YOUR INSTRUCTIONS
Locate each line below that includes "page" and reproduce it.

=== ENTRIES ===

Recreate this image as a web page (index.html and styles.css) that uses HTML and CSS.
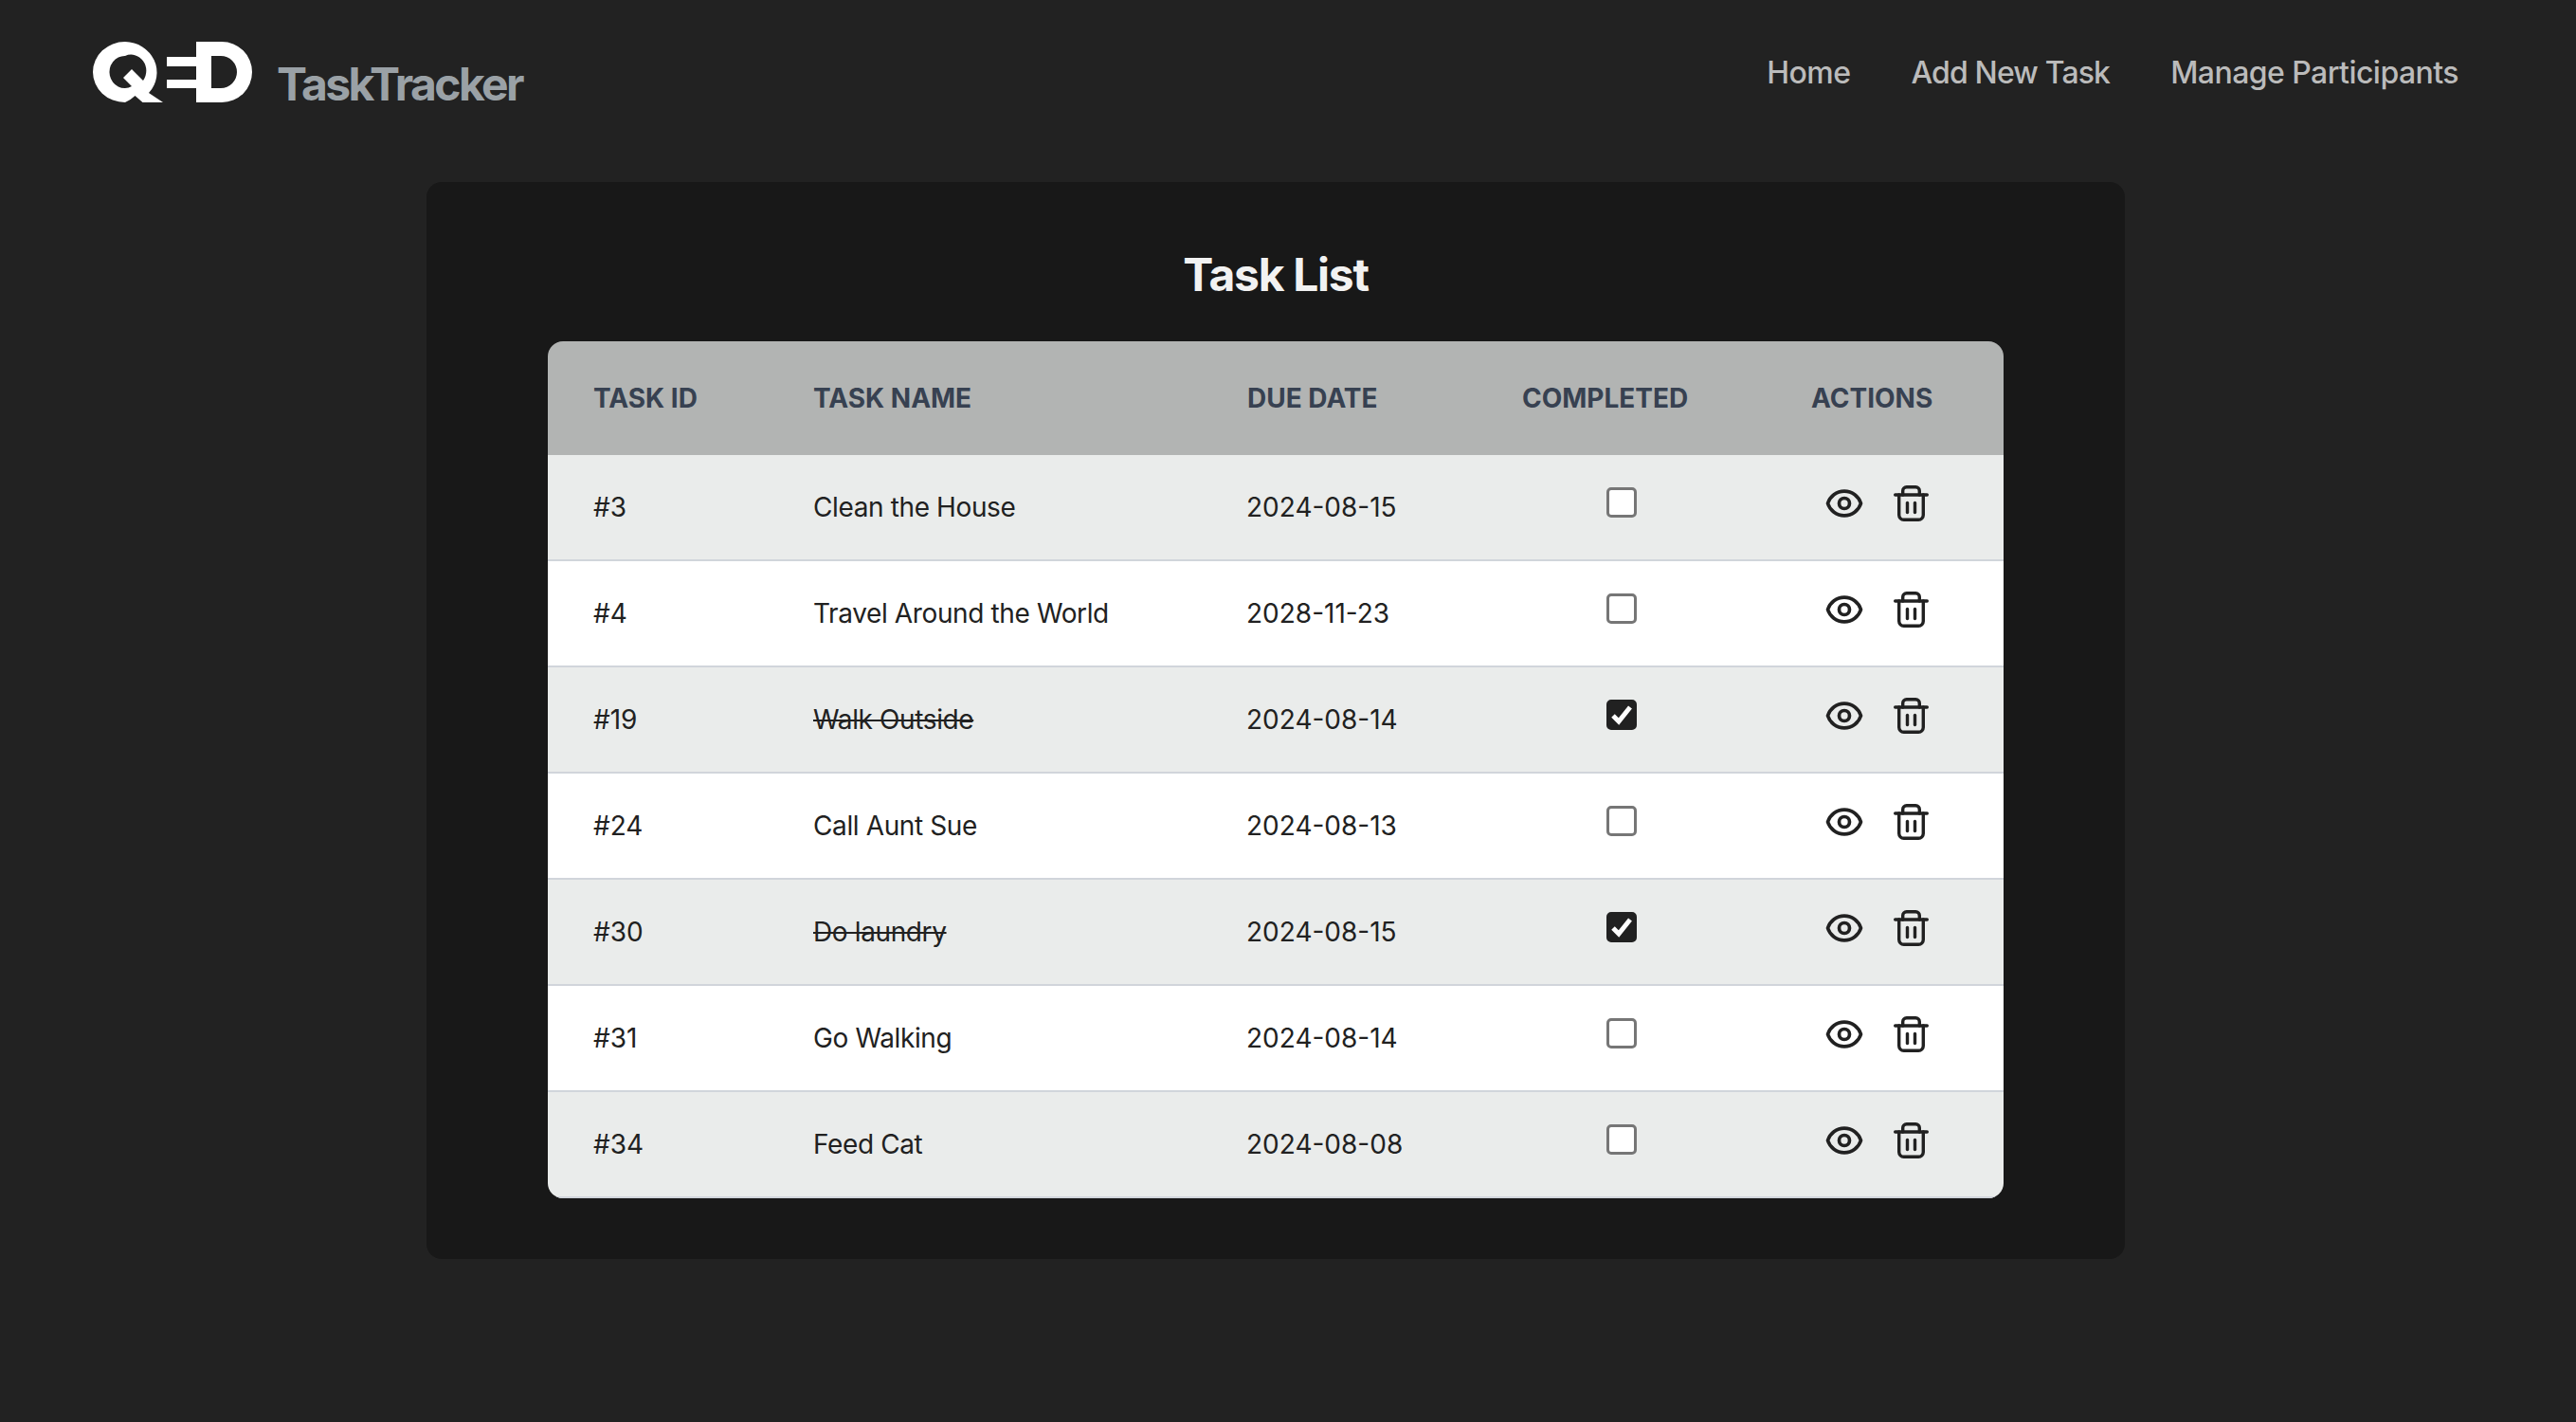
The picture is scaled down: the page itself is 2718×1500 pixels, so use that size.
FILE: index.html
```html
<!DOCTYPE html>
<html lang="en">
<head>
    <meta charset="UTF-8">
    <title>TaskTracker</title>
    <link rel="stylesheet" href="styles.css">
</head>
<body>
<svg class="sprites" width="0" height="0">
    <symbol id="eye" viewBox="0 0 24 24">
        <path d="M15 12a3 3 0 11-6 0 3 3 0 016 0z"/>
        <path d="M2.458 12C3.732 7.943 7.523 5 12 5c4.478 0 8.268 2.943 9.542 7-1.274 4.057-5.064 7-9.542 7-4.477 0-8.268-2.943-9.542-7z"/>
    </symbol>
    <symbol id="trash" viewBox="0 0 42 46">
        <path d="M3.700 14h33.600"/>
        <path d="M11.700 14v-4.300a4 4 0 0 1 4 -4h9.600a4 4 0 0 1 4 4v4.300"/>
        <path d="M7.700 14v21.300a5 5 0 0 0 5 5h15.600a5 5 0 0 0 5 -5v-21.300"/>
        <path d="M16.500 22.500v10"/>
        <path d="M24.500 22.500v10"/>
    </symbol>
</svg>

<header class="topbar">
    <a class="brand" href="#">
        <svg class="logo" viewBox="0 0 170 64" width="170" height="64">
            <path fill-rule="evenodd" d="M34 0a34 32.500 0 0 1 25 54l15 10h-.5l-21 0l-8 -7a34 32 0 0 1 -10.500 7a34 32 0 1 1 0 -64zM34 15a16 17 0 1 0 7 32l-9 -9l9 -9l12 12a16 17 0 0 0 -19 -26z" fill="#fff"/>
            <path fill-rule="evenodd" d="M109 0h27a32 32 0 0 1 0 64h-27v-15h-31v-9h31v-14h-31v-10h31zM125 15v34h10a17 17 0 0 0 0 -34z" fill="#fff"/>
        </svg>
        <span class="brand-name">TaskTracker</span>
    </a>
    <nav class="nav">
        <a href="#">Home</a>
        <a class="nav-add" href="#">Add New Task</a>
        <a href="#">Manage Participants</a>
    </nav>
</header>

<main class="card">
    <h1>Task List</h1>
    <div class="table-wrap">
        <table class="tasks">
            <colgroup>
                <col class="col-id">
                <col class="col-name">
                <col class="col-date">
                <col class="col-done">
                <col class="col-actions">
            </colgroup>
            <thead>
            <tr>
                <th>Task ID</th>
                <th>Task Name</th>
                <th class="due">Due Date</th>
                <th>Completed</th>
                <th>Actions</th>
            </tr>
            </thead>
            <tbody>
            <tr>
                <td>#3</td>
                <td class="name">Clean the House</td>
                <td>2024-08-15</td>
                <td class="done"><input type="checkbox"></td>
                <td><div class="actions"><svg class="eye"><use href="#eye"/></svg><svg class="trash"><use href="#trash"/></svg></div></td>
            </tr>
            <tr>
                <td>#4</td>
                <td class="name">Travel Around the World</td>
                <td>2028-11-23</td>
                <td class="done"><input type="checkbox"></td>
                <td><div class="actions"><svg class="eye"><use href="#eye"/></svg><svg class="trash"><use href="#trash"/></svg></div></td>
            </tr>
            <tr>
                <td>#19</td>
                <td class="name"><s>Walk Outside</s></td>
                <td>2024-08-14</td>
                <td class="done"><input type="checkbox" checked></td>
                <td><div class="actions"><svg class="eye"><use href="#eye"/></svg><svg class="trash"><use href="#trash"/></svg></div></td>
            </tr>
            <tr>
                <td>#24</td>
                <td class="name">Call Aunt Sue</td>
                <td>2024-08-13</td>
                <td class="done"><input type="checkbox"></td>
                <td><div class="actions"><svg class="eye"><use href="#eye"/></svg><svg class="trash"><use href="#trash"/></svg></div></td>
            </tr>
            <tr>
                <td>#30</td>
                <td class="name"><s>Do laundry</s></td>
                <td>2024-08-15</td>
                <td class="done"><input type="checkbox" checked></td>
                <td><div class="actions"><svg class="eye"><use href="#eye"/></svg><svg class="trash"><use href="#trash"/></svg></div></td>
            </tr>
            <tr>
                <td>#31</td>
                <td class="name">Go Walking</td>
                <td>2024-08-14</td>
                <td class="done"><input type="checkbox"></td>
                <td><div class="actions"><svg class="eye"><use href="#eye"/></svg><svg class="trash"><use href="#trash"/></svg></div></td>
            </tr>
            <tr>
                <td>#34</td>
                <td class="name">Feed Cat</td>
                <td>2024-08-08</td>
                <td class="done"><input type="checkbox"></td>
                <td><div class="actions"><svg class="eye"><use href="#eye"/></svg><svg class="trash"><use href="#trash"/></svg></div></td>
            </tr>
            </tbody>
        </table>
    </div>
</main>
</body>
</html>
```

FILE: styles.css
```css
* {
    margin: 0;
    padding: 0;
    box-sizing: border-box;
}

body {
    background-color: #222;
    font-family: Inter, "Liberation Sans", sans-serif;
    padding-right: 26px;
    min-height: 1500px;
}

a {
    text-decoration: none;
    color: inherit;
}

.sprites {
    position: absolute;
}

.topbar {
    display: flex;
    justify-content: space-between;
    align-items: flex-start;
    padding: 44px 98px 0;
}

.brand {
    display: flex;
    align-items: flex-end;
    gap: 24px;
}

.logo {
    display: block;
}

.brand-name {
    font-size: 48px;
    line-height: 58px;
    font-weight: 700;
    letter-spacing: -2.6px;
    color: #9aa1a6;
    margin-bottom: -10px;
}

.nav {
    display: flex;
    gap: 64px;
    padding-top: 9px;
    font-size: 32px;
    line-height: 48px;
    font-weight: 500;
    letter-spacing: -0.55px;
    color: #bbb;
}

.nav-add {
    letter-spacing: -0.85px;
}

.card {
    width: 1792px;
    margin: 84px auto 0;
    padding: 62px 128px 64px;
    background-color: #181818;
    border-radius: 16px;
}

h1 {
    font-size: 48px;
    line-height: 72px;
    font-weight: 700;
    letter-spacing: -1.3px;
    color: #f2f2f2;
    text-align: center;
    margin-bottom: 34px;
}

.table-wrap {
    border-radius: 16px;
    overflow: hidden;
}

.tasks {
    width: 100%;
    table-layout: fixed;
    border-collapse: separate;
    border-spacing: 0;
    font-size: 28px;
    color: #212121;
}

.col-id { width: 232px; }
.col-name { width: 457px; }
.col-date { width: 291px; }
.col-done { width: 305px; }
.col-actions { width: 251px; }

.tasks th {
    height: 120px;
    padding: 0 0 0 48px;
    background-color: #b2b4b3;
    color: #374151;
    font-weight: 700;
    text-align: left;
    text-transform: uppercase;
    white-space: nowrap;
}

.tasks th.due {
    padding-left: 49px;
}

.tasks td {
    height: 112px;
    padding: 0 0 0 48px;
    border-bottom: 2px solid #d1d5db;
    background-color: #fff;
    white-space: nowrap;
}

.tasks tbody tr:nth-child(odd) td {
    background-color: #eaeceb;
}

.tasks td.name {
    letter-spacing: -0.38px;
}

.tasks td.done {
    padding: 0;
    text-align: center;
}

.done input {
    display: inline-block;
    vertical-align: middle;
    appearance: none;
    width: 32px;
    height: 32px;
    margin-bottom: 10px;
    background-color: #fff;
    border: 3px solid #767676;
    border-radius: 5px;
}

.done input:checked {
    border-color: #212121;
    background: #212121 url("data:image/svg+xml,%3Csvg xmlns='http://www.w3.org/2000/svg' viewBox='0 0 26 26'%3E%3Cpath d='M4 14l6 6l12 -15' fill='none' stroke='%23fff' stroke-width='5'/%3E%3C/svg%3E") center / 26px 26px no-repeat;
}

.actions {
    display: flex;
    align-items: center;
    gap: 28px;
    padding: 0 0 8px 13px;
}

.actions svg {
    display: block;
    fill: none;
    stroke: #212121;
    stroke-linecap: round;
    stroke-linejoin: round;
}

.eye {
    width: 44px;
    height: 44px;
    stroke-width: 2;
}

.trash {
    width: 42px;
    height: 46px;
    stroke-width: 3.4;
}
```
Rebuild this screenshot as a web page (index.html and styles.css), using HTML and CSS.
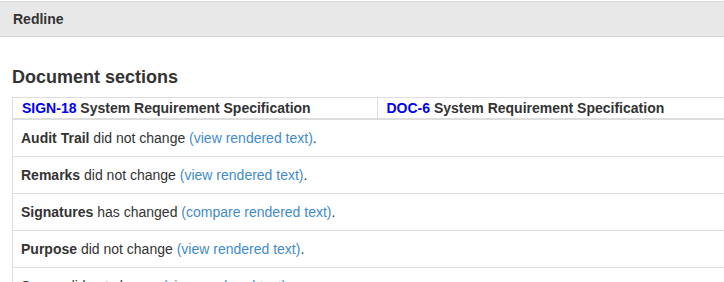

===

ANSWER TO THIS EXERCISE
Recreate this image as a web page (index.html and styles.css) that uses HTML and CSS.
The picture is scaled down: the page itself is 2718×1500 pixels, so use that size.
Rebuild this screenshot as a web page (index.html and styles.css), using HTML and CSS.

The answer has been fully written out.